- [YOUR INSTRUCTIONS]: Report how many lines hold the word "React"; answer with the number alone.

- [GIVEN MATERIAL]:
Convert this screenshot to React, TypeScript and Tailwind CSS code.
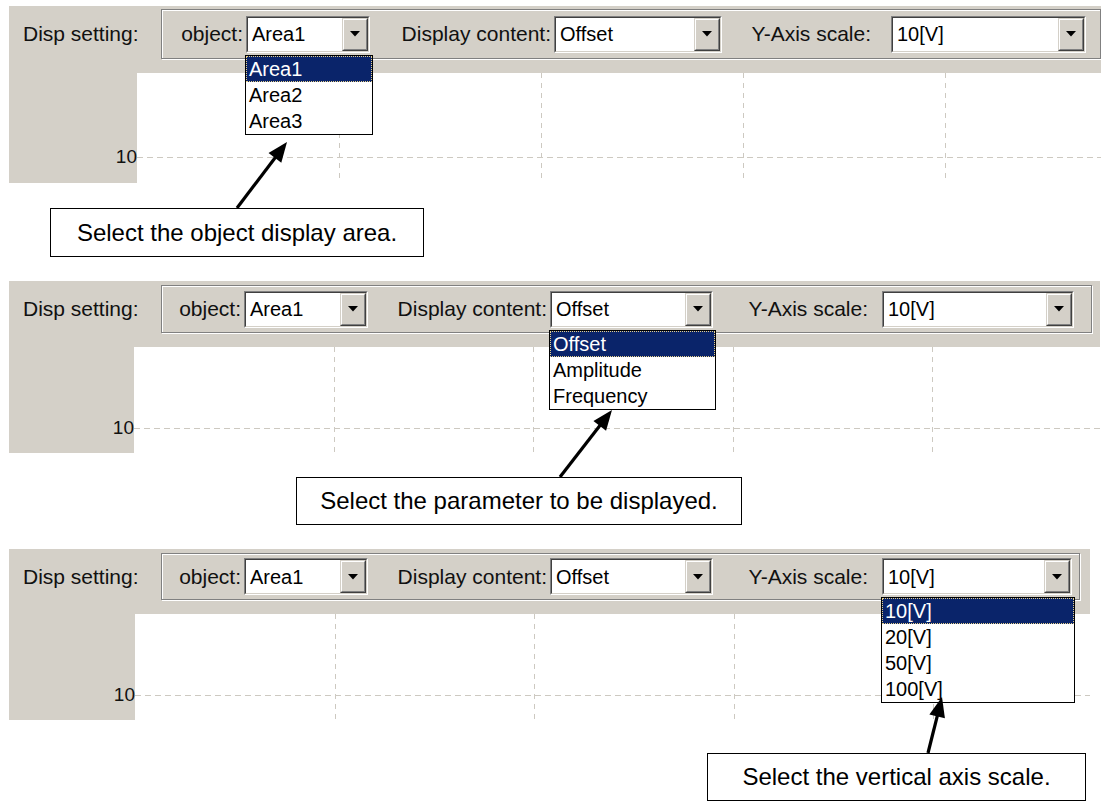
import React from 'react';

type Drop = { items: string[]; at: 0 | 1 | 2 };

interface PanelCfg {
  box: string;
  pad: string;
  frame: string;
  lbl1: string;
  lbl2: string;
  lbl3: string;
  c1: string;
  c2: string;
  c3: string;
  leftCol: string;
  plotH: string;
  tickPad: string;
  lineY: number;
  step: number;
  drop?: Drop;
}

const panels: PanelCfg[] = [
  {
    box: 'mt-0 w-[1092px] h-[177px]',
    pad: 'pt-[3px]',
    frame: 'w-[940px] h-[50px]',
    lbl1: 'w-[84px]',
    lbl2: 'w-[184px] pr-[3px]',
    lbl3: 'w-[169px] pr-[20px]',
    c1: 'w-[124px]',
    c2: 'w-[168px]',
    c3: 'w-[195px]',
    leftCol: 'w-[128px]',
    plotH: 'h-[110px]',
    tickPad: 'pt-[73px]',
    lineY: 84,
    step: 202,
    drop: { items: ['Area1', 'Area2', 'Area3'], at: 0 },
  },
  {
    box: 'mt-[24px] w-[1091px] h-[172px]',
    pad: 'pt-[4px]',
    frame: 'w-[931px] h-[48px]',
    lbl1: 'w-[82px]',
    lbl2: 'w-[182px] pr-[3px]',
    lbl3: 'w-[169px] pr-[14px]',
    c1: 'w-[124px]',
    c2: 'w-[163px]',
    c3: 'w-[192px]',
    leftCol: 'w-[125px]',
    plotH: 'h-[106px]',
    tickPad: 'pt-[70px]',
    lineY: 81,
    step: 199.5,
    drop: { items: ['Offset', 'Amplitude', 'Frequency'], at: 1 },
  },
  {
    box: 'mt-[24px] w-[1081px] h-[171px]',
    pad: 'pt-[4px]',
    frame: 'w-[919px] h-[47px]',
    lbl1: 'w-[82px]',
    lbl2: 'w-[182px] pr-[3px]',
    lbl3: 'w-[169px] pr-[14px]',
    c1: 'w-[124px]',
    c2: 'w-[163px]',
    c3: 'w-[190px]',
    leftCol: 'w-[126px]',
    plotH: 'h-[106px]',
    tickPad: 'pt-[70px]',
    lineY: 81,
    step: 199.5,
    drop: { items: ['10[V]', '20[V]', '50[V]', '100[V]'], at: 2 },
  },
];

function Combo({ value, width, items }: { value: string; width: string; items?: string[] }) {
  return (
    <div className={`relative h-[37px] shrink-0 ${width}`}>
      <div className="h-full border border-t-[#808080] border-l-[#808080] border-r-white border-b-white">
        <div className="relative h-full border border-t-[#404040] border-l-[#404040] border-r-[#d4d0c8] border-b-[#d4d0c8] bg-white flex items-center">
          <span className="pl-[4px] text-[20px] text-black leading-none">{value}</span>
          {/* drop button */}
          <div className="absolute right-0 top-0 bottom-0 w-[26px] border border-t-[#d4d0c8] border-l-[#d4d0c8] border-r-[#404040] border-b-[#404040]">
            <div className="h-full border border-t-white border-l-white border-r-[#808080] border-b-[#808080] bg-[#d4d0c8] flex items-center justify-center">
              <svg width="10" height="6" viewBox="0 0 10 6">
                <polygon points="0,0 10,0 5,5.5" fill="#000" />
              </svg>
            </div>
          </div>
        </div>
      </div>
      {items && (
        <div className="absolute z-10 left-[-1px] top-[calc(100%+2px)] w-[calc(100%+4px)] border border-black bg-white">
          {items.map((it, i) => (
            <div
              key={it}
              className={`h-[26px] flex items-center px-[3px] text-[20px] leading-none
                ${i === 0 ? 'bg-[#0a246a] text-white outline-1 outline-dotted outline-[#e6d08a] -outline-offset-1' : 'text-black'}
              `}
            >
              {it}
            </div>
          ))}
        </div>
      )}
    </div>
  );
}

function Panel({ cfg }: { cfg: PanelCfg }) {
  const xs = [1, 2, 3, 4, 5].map((k) => Math.round(cfg.step * k));
  const open = cfg.drop?.at;

  return (
    <div className={`ml-[9px] bg-[#d4d0c8] overflow-hidden flex flex-col ${cfg.box} ${cfg.pad}`}>
      {/* toolbar */}
      <div className="flex items-center">
        <div className="w-[152px] pl-[14px] shrink-0 text-[21px] text-[#111]">Disp setting:</div>
        <div
          className={`shrink-0 flex items-center border border-[#808080] shadow-[inset_1px_1px_0_#fff,1px_1px_0_#fff] ${cfg.frame}`}
        >
          <div className={`shrink-0 text-right pr-[3px] text-[21px] text-[#111] ${cfg.lbl1}`}>object:</div>
          <Combo value="Area1" width={cfg.c1} items={open === 0 ? cfg.drop?.items : undefined} />
          <div className={`shrink-0 text-right text-[21px] text-[#111] ${cfg.lbl2}`}>Display content:</div>
          <Combo value="Offset" width={cfg.c2} items={open === 1 ? cfg.drop?.items : undefined} />
          <div className={`shrink-0 text-right text-[21px] text-[#111] ${cfg.lbl3}`}>Y-Axis scale:</div>
          <Combo value="10[V]" width={cfg.c3} items={open === 2 ? cfg.drop?.items : undefined} />
        </div>
      </div>

      {/* plot */}
      <div className="mt-[14px] flex">
        <div className={`shrink-0 text-right text-[19px] leading-[22px] text-[#111] ${cfg.leftCol} ${cfg.tickPad}`}>10</div>
        <div className={`relative flex-1 bg-white ${cfg.plotH}`}>
          <svg className="absolute inset-0 w-full h-full">
            <line x1={0} y1={cfg.lineY + 0.5} x2={2000} y2={cfg.lineY + 0.5} stroke="#cdc9c1" strokeDasharray="6 4" />
            {xs.map((x) => (
              <line key={x} x1={x + 0.5} y1={0} x2={x + 0.5} y2={200} stroke="#cdc9c1" strokeDasharray="5 5" />
            ))}
          </svg>
        </div>
      </div>
    </div>
  );
}

const arrows = [
  { x1: 237, y1: 208, x2: 287, y2: 142 },
  { x1: 560, y1: 477, x2: 612, y2: 410 },
  { x1: 928, y1: 753, x2: 942, y2: 697 },
];

function Arrow({ x1, y1, x2, y2 }: { x1: number; y1: number; x2: number; y2: number }) {
  const dx = x2 - x1;
  const dy = y2 - y1;
  const len = Math.hypot(dx, dy);
  const ux = dx / len;
  const uy = dy / len;
  const bx = x2 - ux * 20;
  const by = y2 - uy * 20;
  const px = -uy * 8;
  const py = ux * 8;
  return (
    <g>
      <line x1={x1} y1={y1} x2={x2 - ux * 14} y2={y2 - uy * 14} stroke="#000" strokeWidth={3.2} />
      <polygon points={`${x2},${y2} ${bx + px},${by + py} ${bx - px},${by - py}`} fill="#000" />
    </g>
  );
}

export default function App() {
  return (
    <div className="relative w-[1101px] h-[801px] overflow-hidden bg-white pt-[6px] font-['Liberation_Sans',Arial,sans-serif]">
      <Panel cfg={panels[0]} />

      <div className="mt-[25px] ml-[50px] w-[374px] h-[49px] border-[1.5px] border-black flex items-center justify-center text-[24px] text-black">
        Select the object display area.
      </div>

      <Panel cfg={panels[1]} />

      <div className="mt-[24px] ml-[296px] w-[446px] h-[48px] border-[1.5px] border-black flex items-center justify-center text-[24px] text-black">
        Select the parameter to be displayed.
      </div>

      <Panel cfg={panels[2]} />

      <div className="mt-[33px] ml-[707px] w-[379px] h-[48px] border-[1.5px] border-black flex items-center justify-center text-[24px] text-black">
        Select the vertical axis scale.
      </div>

      {/* callout arrows */}
      <svg className="absolute left-0 top-0 pointer-events-none z-20" width={1101} height={801}>
        {arrows.map((a, i) => (
          <Arrow key={i} {...a} />
        ))}
      </svg>
    </div>
  );
}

- [RESULT]: 2